Monday, April 23, 2007

Multi-core and REAPER function

Race conditions dealing with multi-core perl programming and signals

I use Perl to spawn off lots of processes with open3 and collect the data with 4 argument select().

When using a 'REAPER' function like the one described within perlipc:
use POSIX ":sys_wait_h";     sub REAPER {
my $child;
# If a second child dies while in the signal handler caused by the
# first death, we won't get another signal. So must loop here else
# we will leave the unreaped child as a zombie. And the next time
# two children die we get another zombie. And so on.
while (($child = waitpid(-1,WNOHANG)) > 0) {
$Kid_Status{$child} = $?;
}
$SIG{CHLD} = \&REAPER; # still loathe sysV
}
$SIG{CHLD} = \&REAPER;
# do something that forks...

What happens when your signal handler gets interrupted with a SIGCHLD signal? Calls itself again, which is typically fine, however if it interrupts your waitpid() function, you'll get something nasty in your %Kid_Status (like a return code of -1). If you're checking result codes and expecting '0', you'll bomb out. Nasty little gotcha that's shown itself infrequently, but enough to give me headaches.

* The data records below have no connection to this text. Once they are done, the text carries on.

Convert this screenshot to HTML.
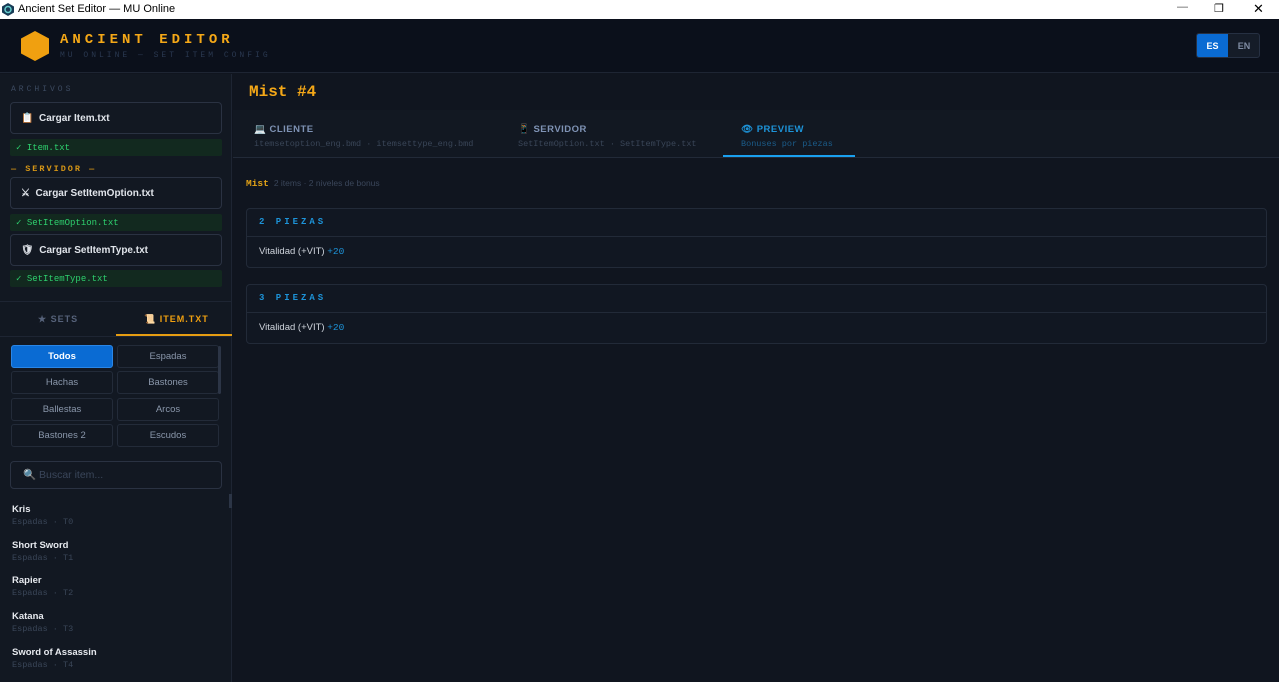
<!DOCTYPE html><html><head><meta charset="utf-8"><style>
*{box-sizing:border-box;margin:0;padding:0}
body{width:1279px;height:682px;overflow:hidden;background:#10151f;font-family:"Liberation Sans",sans-serif;color:#d6dbe4;position:relative}
.mono{font-family:"Liberation Mono",monospace}
.abs{position:absolute}
#tb{left:0;top:0;width:1279px;height:19px;background:#fff;color:#000;font-size:11px}
#hd{left:0;top:19px;width:1279px;height:54px;background:#0b101b;border-bottom:1px solid #1e2533}
#sb{left:0;top:74px;width:232px;height:608px;background:#121822;border-right:1px solid #1e2533}
.btn{position:absolute;left:10px;width:212px;height:32px;border:1px solid #2a3242;border-radius:4px;background:#121822;font-size:10px;font-weight:bold;color:#e0e4ea;padding-left:10px;line-height:32px}
.ok{position:absolute;left:10px;width:212px;height:17px;background:#12291f;color:#2ed06e;font-size:9px;line-height:18px;padding-left:6px;border-radius:2px}
.cat{position:absolute;width:102px;height:23px;border:1px solid #232b39;border-radius:3px;font-size:9.5px;color:#8a97ab;text-align:center;line-height:21px;background:#121822}
.it{position:absolute;left:12px;font-size:9.5px;font-weight:bold;color:#e6e9ee}
.it span{display:block;font-weight:normal;color:#3a4658;font-size:8.5px;margin-top:2px;font-family:"Liberation Mono",monospace}
.card{position:absolute;left:246px;width:1021px;height:60px;border:1px solid #222a38;border-radius:4px;background:#111722}
.card .h{height:28px;border-bottom:1px solid #222a38;color:#1d93d8;font-size:9px;font-weight:bold;letter-spacing:3px;padding-left:12px;line-height:27px;font-family:"Liberation Mono",monospace}
.card .b{font-size:9.5px;padding-left:12px;line-height:30px;color:#cfd4dc}
.card .b b{color:#1d93d8;font-weight:normal;font-family:"Liberation Mono",monospace}
.tab{position:absolute;top:124px;font-size:9.5px;font-weight:bold;letter-spacing:.5px}
.tab span{display:block;font-weight:normal;font-size:8.5px;margin-top:4px;font-family:"Liberation Mono",monospace;letter-spacing:0}
</style></head><body>
<div class="abs" id="tb"><svg class="abs" style="left:2px;top:3px" width="12" height="13" viewBox="0 0 12 13"><polygon points="6,0 12,3.5 12,9.5 6,13 0,9.5 0,3.5" fill="#163a55"/><circle cx="6" cy="6.5" r="3" fill="none" stroke="#6cc" stroke-width="1.5"/></svg><span class="abs" style="left:18px;top:3px">Ancient Set Editor — MU Online</span>
<span class="abs" style="left:1177px;top:1px;color:#555">—</span><span class="abs" style="left:1214px;top:2px;font-size:11px">❐</span><span class="abs" style="left:1253px;top:1px;font-size:13px">✕</span></div>
<div class="abs" id="hd">
<svg class="abs" style="left:19px;top:11px" width="32" height="32" viewBox="0 0 32 32"><polygon points="16,1 30,8.5 30,23.5 16,31 2,23.5 2,8.5" fill="#f0a010"/></svg>
<div class="abs mono" style="left:60px;top:13px;color:#f5a817;font-size:14px;font-weight:bold;letter-spacing:4px">ANCIENT EDITOR</div>
<div class="abs mono" style="left:60px;top:32px;color:#2a3850;font-size:8px;letter-spacing:3px">MU ONLINE — SET ITEM CONFIG</div>
<div class="abs" style="left:1196px;top:14px;width:64px;height:25px;border:1px solid #263042;border-radius:3px;background:#151c28;overflow:hidden;font-size:9px;font-weight:bold"><div class="abs" style="left:0;top:0;width:31px;height:25px;background:#0a6bd3;color:#fff;text-align:center;line-height:24px">ES</div><div class="abs" style="left:31px;top:0;width:32px;color:#7f8ca3;text-align:center;line-height:24px">EN</div></div>
</div>
<div class="abs" id="sb">
<div class="abs mono" style="left:11px;top:11px;font-size:8px;color:#3c4a60;letter-spacing:3px">ARCHIVOS</div>
<div class="btn" style="top:28px">📋 &nbsp;Cargar Item.txt</div>
<div class="ok mono" style="top:65px">✓ Item.txt</div>
<div class="abs mono" style="left:11px;top:90px;font-size:8.5px;color:#d49516;letter-spacing:2px;font-weight:bold">— SERVIDOR —</div>
<div class="btn" style="top:103px">⚔ &nbsp;Cargar SetItemOption.txt</div>
<div class="ok mono" style="top:140px">✓ SetItemOption.txt</div>
<div class="btn" style="top:160px">🛡 &nbsp;Cargar SetItemType.txt</div>
<div class="ok mono" style="top:196px">✓ SetItemType.txt</div>
<div class="abs" style="left:0;top:227px;width:232px;height:1px;background:#1e2533"></div>
<div class="abs" style="left:38px;top:240px;font-size:9px;font-weight:bold;color:#56627a;letter-spacing:1px">★ SETS</div>
<div class="abs" style="left:144px;top:240px;font-size:9px;font-weight:bold;color:#f0a010;letter-spacing:1px">📜 ITEM.TXT</div>
<div class="abs" style="left:116px;top:260px;width:116px;height:2px;background:#e59c12"></div>
<div class="abs" style="left:0;top:262px;width:232px;height:1px;background:#1e2533"></div>
<div class="cat" style="left:11px;top:271px;background:#0a6bd3;border-color:#2a86e6;color:#fff;font-weight:bold">Todos</div>
<div class="cat" style="left:117px;top:271px">Espadas</div>
<div class="cat" style="left:11px;top:297px">Hachas</div><div class="cat" style="left:117px;top:297px">Bastones</div>
<div class="cat" style="left:11px;top:324px">Ballestas</div><div class="cat" style="left:117px;top:324px">Arcos</div>
<div class="cat" style="left:11px;top:350px">Bastones 2</div><div class="cat" style="left:117px;top:350px">Escudos</div>
<div class="abs" style="left:218px;top:272px;width:3px;height:48px;background:#2c3546;border-radius:2px"></div>
<div class="abs" style="left:10px;top:387px;width:212px;height:28px;border:1px solid #2a3242;border-radius:4px;font-size:10.5px;color:#3a465a;line-height:26px;padding-left:12px">🔍 Buscar item...</div>
<div class="abs" style="left:229px;top:420px;width:3px;height:14px;background:#2c3546"></div>
<div class="it" style="top:430px">Kris<span>Espadas · T0</span></div>
<div class="it" style="top:466px">Short Sword<span>Espadas · T1</span></div>
<div class="it" style="top:501px">Rapier<span>Espadas · T2</span></div>
<div class="it" style="top:537px">Katana<span>Espadas · T3</span></div>
<div class="it" style="top:573px">Sword of Assassin<span>Espadas · T4</span></div>
</div>
<div class="abs mono" style="left:249px;top:83px;font-size:16px;font-weight:bold;color:#f5a817">Mist #4</div>
<div class="abs" style="left:233px;top:110px;width:1046px;height:48px;background:#121822;border-bottom:1px solid #222a38"></div>
<div class="tab" style="left:254px;color:#7f93b5">💻 CLIENTE<span style="color:#3a4658">itemsetoption_eng.bmd · itemsettype_eng.bmd</span></div>
<div class="tab" style="left:518px;color:#7f93b5">📱 SERVIDOR<span style="color:#3a4658">SetItemOption.txt · SetItemType.txt</span></div>
<div class="tab" style="left:741px;color:#1d93d8">👁 PREVIEW<span style="color:#1b5c8a">Bonuses por piezas</span></div>
<div class="abs" style="left:723px;top:155px;width:132px;height:2px;background:#1aa0ef"></div>
<div class="abs" style="left:246px;top:178px;font-size:9.5px"><b class="mono" style="color:#e3a317">Mist</b> <span style="color:#3a465a;font-size:8.5px">&nbsp;2 items · 2 niveles de bonus</span></div>
<div class="card" style="top:208px"><div class="h">2 PIEZAS</div><div class="b">Vitalidad (+VIT) <b>+20</b></div></div>
<div class="card" style="top:284px"><div class="h">3 PIEZAS</div><div class="b">Vitalidad (+VIT) <b>+20</b></div></div>
</body></html>
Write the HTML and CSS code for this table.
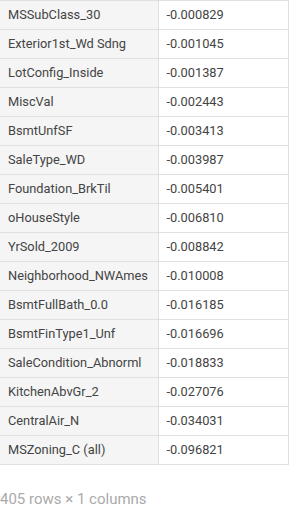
FILE: index.html
```html
<!DOCTYPE html>
<html>
<head>
<meta charset="utf-8">
<link rel="stylesheet" href="styles.css">
</head>
<body>
<table class="df">
<tbody>
<tr><th>MSSubClass_30</th><td>-0.000829</td></tr>
<tr><th>Exterior1st_Wd Sdng</th><td>-0.001045</td></tr>
<tr><th>LotConfig_Inside</th><td>-0.001387</td></tr>
<tr><th>MiscVal</th><td>-0.002443</td></tr>
<tr><th>BsmtUnfSF</th><td>-0.003413</td></tr>
<tr><th>SaleType_WD</th><td>-0.003987</td></tr>
<tr><th>Foundation_BrkTil</th><td>-0.005401</td></tr>
<tr><th>oHouseStyle</th><td>-0.006810</td></tr>
<tr><th>YrSold_2009</th><td>-0.008842</td></tr>
<tr><th>Neighborhood_NWAmes</th><td>-0.010008</td></tr>
<tr><th>BsmtFullBath_0.0</th><td>-0.016185</td></tr>
<tr><th>BsmtFinType1_Unf</th><td>-0.016696</td></tr>
<tr><th>SaleCondition_Abnorml</th><td>-0.018833</td></tr>
<tr><th>KitchenAbvGr_2</th><td>-0.027076</td></tr>
<tr><th>CentralAir_N</th><td>-0.034031</td></tr>
<tr><th>MSZoning_C (all)</th><td>-0.096821</td></tr>
</tbody>
</table>
<p class="shape">405 rows × 1 columns</p>
</body>
</html>
```
FILE: styles.css
```css
html, body {
  margin: 0;
  padding: 0;
  background: #fff;
}
body {
  font-family: Roboto, "Liberation Sans", sans-serif;
  font-size: 12.8px;
  color: #444;
}
.df {
  border-collapse: collapse;
  width: 289px;
  table-layout: fixed;
}
.df th, .df td {
  padding: 0 8px;
  line-height: 28px;
  border: 1px solid #e0e0e0;
  text-align: left;
  font-weight: normal;
  white-space: nowrap;
  vertical-align: middle;
}
.df th {
  background: #f5f5f5;
  width: 158px;
  box-sizing: border-box;
  border-left: none;
}
.df td {
  background: #fff;
}
.shape {
  margin: 24px 0 0 0;
  color: #aaa;
  font-size: 15px;
  line-height: 20px;
}
```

Consider disabling the SIGCHLD signal within the handler, and checking the $? return code for a real value, otherwise ignore it.

sub REAPER {
$SIG{CHLD}='DEFAULT'; #Make sure we don't re-trigger
my $child;
# If a second child dies while in the signal handler caused by the
# first death, we won't get another signal. So must loop here else
# we will leave the unreaped child as a zombie. And the next time
# two children die we get another zombie. And so on.
while (($child = waitpid(-1,&WNOHANG)) > 0) {
my $status=$?;
if ($status>=0) {
$Kid_Status{$child} = $status;
print STDERR "reaped child $child, return: ".$Kid_Status{$child}."\n";
} else {
print STDERR "WARNING: waitpid returned child status: $child: $status: $!\n";
}
}
$SIG{CHLD} = \&REAPER; # still loathe sysV
}


Also, if you have a long-running programs, and you're exists() the %Kid_Status for result codes to see when your child is wrapped up, make sure to delete() the hash element after you're done with it. Linux wraps PID's at 64k, and if you end up re-using the same PID for another run of your child, your exists() check will immediatly return the result from an old process, not when the newest one finished.